I was in musical ensembles throughout secondary school and college — marching and concert band, orchestra, choir. One of the most fun aspects of playing music in a big group was getting to know the inside of a piece. When I hear a piece on the radio or a recording, I notice the melody and the general melding of the sounds, but when I’m playing the same piece, I discover that nifty trombone melody or that cool rhythm in the lower strings that I wouldn’t otherwise notice.

Now that I have an MP3 player, I’m discovering that earphones give me some of the same effect, and not just with classical music: I never really noticed the bass lines for many favorite pop songs before; now I can hear and notice them, and realize why these folks are appreciated for being such good musicians.

It’s great to discover new aspects of songs I’ve known for 20+ years.

19 November 2009

Thoughts on Harlequin Horizons

Filed under: Publishing and Writing — Castiron @ 01:58

Up-front disclaimer: I work for a university press and have worked there for fifteen years as of the end of this month. I do not speak for my employer, the university, the state, the university press community, etc. etc.etc. That being out of the way….

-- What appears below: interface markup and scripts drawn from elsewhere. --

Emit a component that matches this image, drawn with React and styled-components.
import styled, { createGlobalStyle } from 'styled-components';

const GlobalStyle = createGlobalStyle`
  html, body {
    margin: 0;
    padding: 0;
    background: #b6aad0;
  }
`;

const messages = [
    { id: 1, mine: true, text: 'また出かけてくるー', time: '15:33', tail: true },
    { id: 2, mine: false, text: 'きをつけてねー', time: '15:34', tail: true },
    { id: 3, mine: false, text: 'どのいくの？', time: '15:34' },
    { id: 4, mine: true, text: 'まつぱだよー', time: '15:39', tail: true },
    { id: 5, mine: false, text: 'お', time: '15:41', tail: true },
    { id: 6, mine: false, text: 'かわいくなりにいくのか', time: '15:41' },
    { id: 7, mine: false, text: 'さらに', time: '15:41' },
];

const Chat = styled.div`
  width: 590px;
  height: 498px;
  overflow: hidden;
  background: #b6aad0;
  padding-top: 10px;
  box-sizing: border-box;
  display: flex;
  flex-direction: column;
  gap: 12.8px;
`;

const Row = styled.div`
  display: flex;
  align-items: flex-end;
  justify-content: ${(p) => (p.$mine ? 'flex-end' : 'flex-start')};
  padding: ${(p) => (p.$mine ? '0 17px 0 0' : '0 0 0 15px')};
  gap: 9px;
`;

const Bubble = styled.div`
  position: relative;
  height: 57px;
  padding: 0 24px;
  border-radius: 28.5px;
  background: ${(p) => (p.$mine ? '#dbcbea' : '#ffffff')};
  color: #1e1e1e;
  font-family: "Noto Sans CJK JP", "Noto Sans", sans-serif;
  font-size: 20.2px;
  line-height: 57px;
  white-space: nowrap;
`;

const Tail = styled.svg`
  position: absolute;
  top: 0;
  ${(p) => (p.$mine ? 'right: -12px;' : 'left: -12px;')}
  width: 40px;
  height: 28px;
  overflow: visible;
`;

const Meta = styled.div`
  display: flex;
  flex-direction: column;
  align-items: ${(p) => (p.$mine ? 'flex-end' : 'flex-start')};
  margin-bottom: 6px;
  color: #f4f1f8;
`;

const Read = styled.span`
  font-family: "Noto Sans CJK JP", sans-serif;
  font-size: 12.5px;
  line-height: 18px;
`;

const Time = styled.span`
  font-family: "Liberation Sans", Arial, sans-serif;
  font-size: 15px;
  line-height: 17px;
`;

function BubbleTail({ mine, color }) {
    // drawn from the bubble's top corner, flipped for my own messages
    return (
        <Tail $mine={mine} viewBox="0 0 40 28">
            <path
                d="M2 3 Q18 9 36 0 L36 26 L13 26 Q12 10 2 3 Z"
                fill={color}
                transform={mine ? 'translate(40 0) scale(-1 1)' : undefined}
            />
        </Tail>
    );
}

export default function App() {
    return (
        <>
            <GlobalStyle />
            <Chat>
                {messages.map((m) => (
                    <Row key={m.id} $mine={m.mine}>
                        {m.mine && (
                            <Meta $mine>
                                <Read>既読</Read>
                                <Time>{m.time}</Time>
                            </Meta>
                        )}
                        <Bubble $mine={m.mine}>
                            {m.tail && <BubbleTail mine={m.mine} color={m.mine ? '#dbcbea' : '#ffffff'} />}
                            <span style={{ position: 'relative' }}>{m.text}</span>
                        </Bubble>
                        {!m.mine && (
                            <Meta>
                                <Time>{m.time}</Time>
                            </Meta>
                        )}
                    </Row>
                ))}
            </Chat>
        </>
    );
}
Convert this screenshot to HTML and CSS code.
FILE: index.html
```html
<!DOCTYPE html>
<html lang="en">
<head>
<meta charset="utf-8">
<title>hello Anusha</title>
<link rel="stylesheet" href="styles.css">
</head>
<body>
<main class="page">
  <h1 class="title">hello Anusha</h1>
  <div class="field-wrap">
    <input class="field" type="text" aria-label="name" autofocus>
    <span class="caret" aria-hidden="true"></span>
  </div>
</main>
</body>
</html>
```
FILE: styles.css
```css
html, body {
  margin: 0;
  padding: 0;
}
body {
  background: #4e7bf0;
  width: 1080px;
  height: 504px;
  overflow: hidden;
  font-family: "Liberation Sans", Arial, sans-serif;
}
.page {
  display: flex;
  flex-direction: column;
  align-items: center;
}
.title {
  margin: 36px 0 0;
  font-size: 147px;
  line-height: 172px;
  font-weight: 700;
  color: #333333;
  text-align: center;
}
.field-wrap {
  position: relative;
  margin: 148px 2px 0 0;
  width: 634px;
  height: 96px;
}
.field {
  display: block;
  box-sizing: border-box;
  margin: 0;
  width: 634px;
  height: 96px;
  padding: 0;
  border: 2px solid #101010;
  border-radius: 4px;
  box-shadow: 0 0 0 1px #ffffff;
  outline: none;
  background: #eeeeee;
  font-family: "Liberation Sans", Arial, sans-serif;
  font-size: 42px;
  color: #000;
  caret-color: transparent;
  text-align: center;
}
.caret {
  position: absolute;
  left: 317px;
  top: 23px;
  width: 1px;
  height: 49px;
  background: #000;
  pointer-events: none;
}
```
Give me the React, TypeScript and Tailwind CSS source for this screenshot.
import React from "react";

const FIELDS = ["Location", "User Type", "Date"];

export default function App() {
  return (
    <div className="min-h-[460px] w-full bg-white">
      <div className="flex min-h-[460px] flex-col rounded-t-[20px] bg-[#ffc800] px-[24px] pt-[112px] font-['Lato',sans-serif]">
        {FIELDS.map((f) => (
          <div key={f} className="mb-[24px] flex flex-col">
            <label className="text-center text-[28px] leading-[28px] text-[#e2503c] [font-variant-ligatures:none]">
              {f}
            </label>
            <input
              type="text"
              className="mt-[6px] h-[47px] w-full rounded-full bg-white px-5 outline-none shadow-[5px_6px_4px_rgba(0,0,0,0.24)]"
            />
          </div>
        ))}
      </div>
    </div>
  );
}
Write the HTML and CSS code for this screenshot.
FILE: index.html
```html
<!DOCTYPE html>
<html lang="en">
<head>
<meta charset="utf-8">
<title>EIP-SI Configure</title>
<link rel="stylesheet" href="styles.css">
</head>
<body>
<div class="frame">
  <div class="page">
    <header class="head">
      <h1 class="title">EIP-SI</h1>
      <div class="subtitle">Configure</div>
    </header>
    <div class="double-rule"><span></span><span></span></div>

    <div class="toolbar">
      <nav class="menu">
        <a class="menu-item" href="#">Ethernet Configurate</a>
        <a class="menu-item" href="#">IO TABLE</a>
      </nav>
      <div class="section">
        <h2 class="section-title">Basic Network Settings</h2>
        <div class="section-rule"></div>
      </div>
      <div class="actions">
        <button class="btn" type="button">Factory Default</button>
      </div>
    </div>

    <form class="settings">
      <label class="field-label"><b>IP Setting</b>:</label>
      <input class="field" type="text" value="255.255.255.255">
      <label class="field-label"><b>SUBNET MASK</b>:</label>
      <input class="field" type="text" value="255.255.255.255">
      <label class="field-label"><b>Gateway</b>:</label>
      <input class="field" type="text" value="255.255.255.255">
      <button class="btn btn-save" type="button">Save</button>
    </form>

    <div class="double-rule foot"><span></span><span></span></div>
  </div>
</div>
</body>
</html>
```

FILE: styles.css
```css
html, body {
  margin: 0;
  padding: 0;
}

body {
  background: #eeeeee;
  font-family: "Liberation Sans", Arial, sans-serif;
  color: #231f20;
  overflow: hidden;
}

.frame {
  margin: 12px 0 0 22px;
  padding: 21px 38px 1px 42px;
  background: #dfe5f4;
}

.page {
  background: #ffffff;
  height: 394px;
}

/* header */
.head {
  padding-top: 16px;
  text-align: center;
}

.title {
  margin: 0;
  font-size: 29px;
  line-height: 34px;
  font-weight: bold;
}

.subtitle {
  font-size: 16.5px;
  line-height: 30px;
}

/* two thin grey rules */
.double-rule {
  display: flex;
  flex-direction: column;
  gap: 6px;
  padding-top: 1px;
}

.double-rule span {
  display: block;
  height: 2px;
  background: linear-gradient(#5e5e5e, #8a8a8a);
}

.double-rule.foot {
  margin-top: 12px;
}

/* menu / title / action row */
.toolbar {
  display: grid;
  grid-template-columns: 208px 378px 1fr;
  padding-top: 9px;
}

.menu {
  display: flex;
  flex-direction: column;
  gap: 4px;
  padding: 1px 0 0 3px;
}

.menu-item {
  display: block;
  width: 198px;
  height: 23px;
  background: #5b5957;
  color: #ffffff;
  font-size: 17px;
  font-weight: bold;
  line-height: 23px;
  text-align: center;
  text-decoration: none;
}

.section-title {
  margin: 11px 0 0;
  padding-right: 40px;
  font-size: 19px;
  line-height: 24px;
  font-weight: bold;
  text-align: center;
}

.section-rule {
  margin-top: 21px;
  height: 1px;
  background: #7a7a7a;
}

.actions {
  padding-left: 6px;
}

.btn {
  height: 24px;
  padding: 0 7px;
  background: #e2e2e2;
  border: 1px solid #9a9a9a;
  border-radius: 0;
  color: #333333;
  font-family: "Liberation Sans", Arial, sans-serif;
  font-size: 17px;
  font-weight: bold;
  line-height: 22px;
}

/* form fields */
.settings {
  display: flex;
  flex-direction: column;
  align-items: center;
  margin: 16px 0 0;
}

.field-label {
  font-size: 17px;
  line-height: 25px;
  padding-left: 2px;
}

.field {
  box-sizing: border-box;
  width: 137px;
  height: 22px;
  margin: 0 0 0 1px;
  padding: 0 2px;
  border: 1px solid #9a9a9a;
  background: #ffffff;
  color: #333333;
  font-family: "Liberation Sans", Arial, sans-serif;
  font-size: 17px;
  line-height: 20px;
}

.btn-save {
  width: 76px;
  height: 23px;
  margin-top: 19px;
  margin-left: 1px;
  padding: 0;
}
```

Self-publishing is a perfectly legitimate endeavor. If you want 100% creative and marketing control over your work, or if you want to receive 100% of the profits from your book, self-publishing is the only way you’ll get that. If you regularly do lectures and have a built-in venue to sell your books, or if you’re an expert in a narrow area and you know how to reach the other people interested in that subject, self-publishing can work very well for you. Doing your family genealogy? Writing a book that’s of great interest to people in your small town but limited interest to anyone else? Great! Publish it yourself!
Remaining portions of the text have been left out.